We moved swiftly into the Middle East to try to get something going there where we could bring about a reduction in tensions, and certainly the Camp David accords were a part of that. We opened up our relations with the People's Republic of China. We vastly improved relations throughout Asia and the Pacific -- among other things a permanent base in the Philippines
From the very start we were realistic and showed our willingness to try detente, and we're still interested in detente, but at the same time fully appreciative of its difficulties and the need for deterrents.
What do you say to the charge that the President has sent out a signal of toughness to the Soviets, but because of his previous soft actions -- on Soviet troops in Cuba, for one -- there is little credibility in his words or actions now?
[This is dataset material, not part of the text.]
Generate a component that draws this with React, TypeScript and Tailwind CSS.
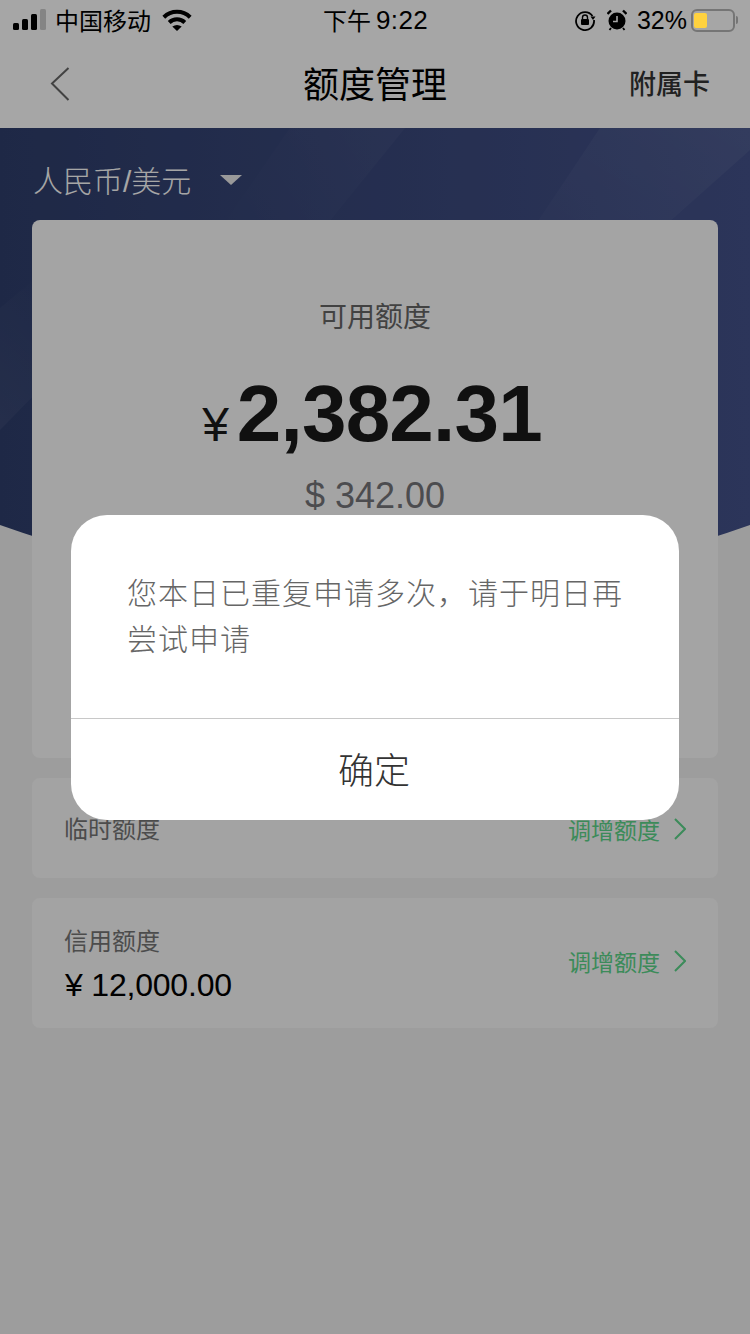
const latin = "font-['Liberation_Sans','Noto_Sans_CJK_SC',sans-serif]";

function StatusBar() {
  return (
    <div className="relative z-10 flex h-10 items-center bg-[#a6a6a6] pl-[13px] pr-[12px] text-[26px] text-black">
      <div className="flex w-[260px] items-center">
        <svg width="34" height="22" viewBox="0 0 34 22" className="mt-[-1px]">
          <rect x="0" y="14" width="6" height="7" rx="1.5" fill="#000" />
          <rect x="9" y="10" width="6" height="11" rx="1.5" fill="#000" />
          <rect x="18" y="5" width="6" height="16" rx="1.5" fill="#000" />
          <rect x="27" y="0" width="6" height="21" rx="1.5" fill="#000" opacity="0.2" />
        </svg>
        <span className="ml-[8px] text-[24px] leading-none">中国移动</span>
        <svg width="30" height="22" viewBox="0 0 30 22" className="ml-[11px]">
          <path d="M1.800 8.200a19 19 0 0 1 26.400 0" fill="none" stroke="#000" strokeWidth="4" />
          <path d="M7.200 13.500a11.200 11.200 0 0 1 15.600 0" fill="none" stroke="#000" strokeWidth="4" />
          <path d="M10.300 17.600q4.700-3.200 9.400 0L15 22Z" fill="#000" />
        </svg>
      </div>
      <div className="flex flex-1 items-center justify-center text-[24px] leading-none">
        下午
        <span className={`${latin} ml-[5px] text-[26px] tracking-[0.3px]`}>9:22</span>
      </div>
      <div className="flex w-[260px] items-center justify-end">
        <svg width="22" height="22" viewBox="0 0 22 22">
          <path d="M18.500 7A9 9 0 1 0 20 11" fill="none" stroke="#000" strokeWidth="1.800" />
          <path d="M16.500 7.500h5l-2.500 3.500Z" fill="#000" />
          <rect x="7" y="10" width="8" height="6" rx="1" fill="#000" />
          <path d="M8.500 10V8.500a2.500 2.500 0 0 1 5 0V10" fill="none" stroke="#000" strokeWidth="1.400" />
        </svg>
        <svg width="20" height="22" viewBox="0 0 20 22" className="ml-[11px]">
          <circle cx="10" cy="12" r="8.500" fill="#000" />
          <path d="M10 7v5.500H6" fill="none" stroke="#a6a6a6" strokeWidth="1.600" />
          <path d="M.5 5 4 1.500M19.500 5 16 1.500" stroke="#000" strokeWidth="2.400" />
          <path d="M4 19 2.500 21M16 19l1.500 2" stroke="#000" strokeWidth="1.800" />
        </svg>
        <span className={`${latin} ml-[10px] text-[25px] leading-none`}>32%</span>
        <div className="ml-[4px] flex items-center">
          <div className="h-[23px] w-[44px] rounded-[6px] border-2 border-[#757575] px-[1px] py-[2px]">
            <div className="h-full w-[13px] rounded-[2px] bg-[#ffd23f]" />
          </div>
          <div className="ml-[1px] h-[8px] w-[2px] rounded-r-full bg-[#757575]" />
        </div>
      </div>
    </div>
  );
}

function NavBar() {
  return (
    <div className="grid h-[88px] grid-cols-[1fr_auto_1fr] items-center bg-white pb-[4px] pl-[50px] pr-[40px]">
      <svg width="20" height="34" viewBox="0 0 20 34" className="mt-[3px]">
        <path d="M18.500 1 2 16.500 18.500 33" fill="none" stroke="#666" strokeWidth="2" />
      </svg>
      <div className="ml-[-10px] text-[36px] leading-none text-black">额度管理</div>
      <span className="justify-self-end text-[27px] font-medium leading-none text-[#333]">附属卡</span>
    </div>
  );
}

function HeroBackground() {
  return (
    <svg className="absolute left-0 top-0" width="750" height="412" viewBox="0 0 750 412">
      <defs>
        <linearGradient id="hero" x1="0" y1="0" x2="1" y2="0">
          <stop offset="0" stopColor="#2f3e6c" />
          <stop offset="1" stopColor="#44528a" />
        </linearGradient>
        <linearGradient id="bandLeft" x1="0" y1="1" x2="0.5" y2="0">
          <stop offset="0" stopColor="#fff" stopOpacity="0.05" />
          <stop offset="1" stopColor="#fff" stopOpacity="0" />
        </linearGradient>
        <linearGradient id="bandMid" x1="1" y1="0.3" x2="0" y2="0.7">
          <stop offset="0" stopColor="#fff" stopOpacity="0.03" />
          <stop offset="1" stopColor="#fff" stopOpacity="0" />
        </linearGradient>
        <linearGradient id="bandRight" x1="1" y1="0" x2="0" y2="1">
          <stop offset="0" stopColor="#fff" stopOpacity="0.06" />
          <stop offset="1" stopColor="#fff" stopOpacity="0" />
        </linearGradient>
      </defs>
      <path d="M0 0H750V397Q375 530 0 397Z" fill="url(#hero)" />
      <path d="M0 302 L100 200 L60 130 L0 180Z" fill="url(#bandLeft)" />
      <path d="M405 0 L300 130 L200 130 L290 0Z" fill="url(#bandMid)" />
      <path d="M600 0 L480 180 L640 120 L750 22 L750 0Z" fill="url(#bandRight)" />
    </svg>
  );
}

function LimitRow({ label, amount }: { label: string; amount?: string }) {
  return (
    <div className={`flex items-center justify-between rounded-[8px] bg-[#fafafa] pl-[32px] pr-[32px] ${amount ? "h-[130px]" : "h-[100px]"}`}>
      <div className={amount ? "mt-[2px]" : ""}>
        <div className="text-[24px] leading-[28px] text-[#757575]">{label}</div>
        {amount && <div className={`${latin} ml-[1px] mt-[13px] text-[32px] leading-[36px] tracking-[-0.2px] text-black`}>{amount}</div>}
      </div>
      <div className={`flex items-center text-[23px] leading-none text-[#5cd68a] ${amount ? "mb-[4px]" : "mt-[2px]"}`}>
        调增额度
        <svg width="12" height="22" viewBox="0 0 12 22" className="ml-[14px]">
          <path d="M1 1 11 11 1 21" fill="none" stroke="#5cd68a" strokeWidth="2" />
        </svg>
      </div>
    </div>
  );
}

export default function App() {
  return (
    <div className="relative h-[1334px] w-[750px] overflow-hidden bg-[#f2f2f2] font-['Noto_Sans_CJK_SC',sans-serif]">
      <StatusBar />
      <NavBar />

      <div className="relative px-[32px]">
        <HeroBackground />
        <div className="relative flex h-[92px] items-center pb-[2px] pl-[1px] pt-[14px]">
          <span className="text-[30px] font-light leading-none text-white">
            人民币<span className={latin}>/</span>美元
          </span>
          <div className="ml-[29px] h-0 w-0 border-x-[11px] border-t-[10px] border-x-transparent border-t-[#ececec]" />
        </div>

        <div className="relative flex h-[538px] flex-col items-center rounded-[8px] bg-[#fcfcfc] pt-[79px]">
          <div className="text-[28px] leading-[32px] text-[#666]">可用额度</div>
          <div className={`${latin} mt-[37px] flex items-baseline pr-[6px] text-[#1a1a1a]`}>
            <span className="text-[48px] leading-none">¥</span>
            <span className="ml-[8px] text-[80px] font-bold leading-[92px] tracking-[-0.8px]">2,382.31</span>
          </div>
          <div className={`${latin} mt-[15px] text-[36px] leading-[42px] text-[#75757a]`}>$ 342.00</div>
        </div>

        <div className="relative mt-[20px] flex flex-col gap-[20px]">
          <LimitRow label="临时额度" />
          <LimitRow label="信用额度" amount="¥ 12,000.00" />
        </div>
      </div>

      <div className="absolute inset-0 flex items-start justify-center bg-black/35 pt-[515px]">
        <div className="w-[608px] overflow-hidden rounded-[36px] bg-white">
          <div className="h-[203px] pl-[56px] pr-[40px] pt-[53px] text-[30px] font-light leading-[46px] tracking-[1px] text-[#666]">
            您本日已重复申请多次，请于明日再尝试申请
          </div>
          <div className="flex h-[102px] items-center justify-center border-t border-[#c8c8c8] pb-[4px] pr-[2px] text-[36px] font-light leading-none text-[#333]">
            确定
          </div>
        </div>
      </div>
    </div>
  );
}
I don't think there's any evidence that we've been weak at all on the Cubans. We have been far more direct in public on Cuban involvement around the world. We've had considerable success in defeating the Cubans [in their bid for] a seat on the UN Security Council, where we helped lead the fight to block them....It comes in poor grace, it seems to me, for previous administrations that didn't even discover the presence of Soviet troops in Cuba to be critical of this administration, which did discover it and then move to insist on restraints and limitations there. Of course, just as with the Soviet Union, we've tried to get a basis for a reduced tensions with the Cubans, but it had to be based on different performance on their part....At no time have we done anything but keep the pressure on the Cubans to stop their international interventionism.
Some people are expressing anxiety that the President's drawing of a line in the Persian Gulf has to involve the nuclear threat.
I think the test of leadership was recently when the President took the tough step on the grain embargo, some of the other steps....All these people [who] have used hard adjectives have been remarkably reluctant to do anything that involves sacrifice and toughness. That was a good test and the President stood up well under it and the American people responded to that strength, as well as his leadership on the Olympic issue and the rest.
The best way to invite an absolutely fundamental challenge to the US as well as the security of the rest of the civilized world would be to leave doubts in the mind of the Soviet Union about the danger of any efforts on their part in Iran or Pakistan or the Middle East, the Persian Gulf. This could be catastrophic if they were to get in that position. The President drew a hard line there, and in so doing enhanced the possibility that conflict would not ensue. If doubt were left then they might be encouraged to do something like they've done in Afghanistan. . . . The Russians can be under no doubt whatsoever about our intentions there. We're moving rapidly to develop an expanded presence in a conventional sense in southwest Asia, in the Indian Ocean , in the Persian Gulf, in northern Africa, through the rapid-deployment forces and the rest. All of this is designed to make our challenge credible and to deter the Russians and to make less likely any threat or use of that kind.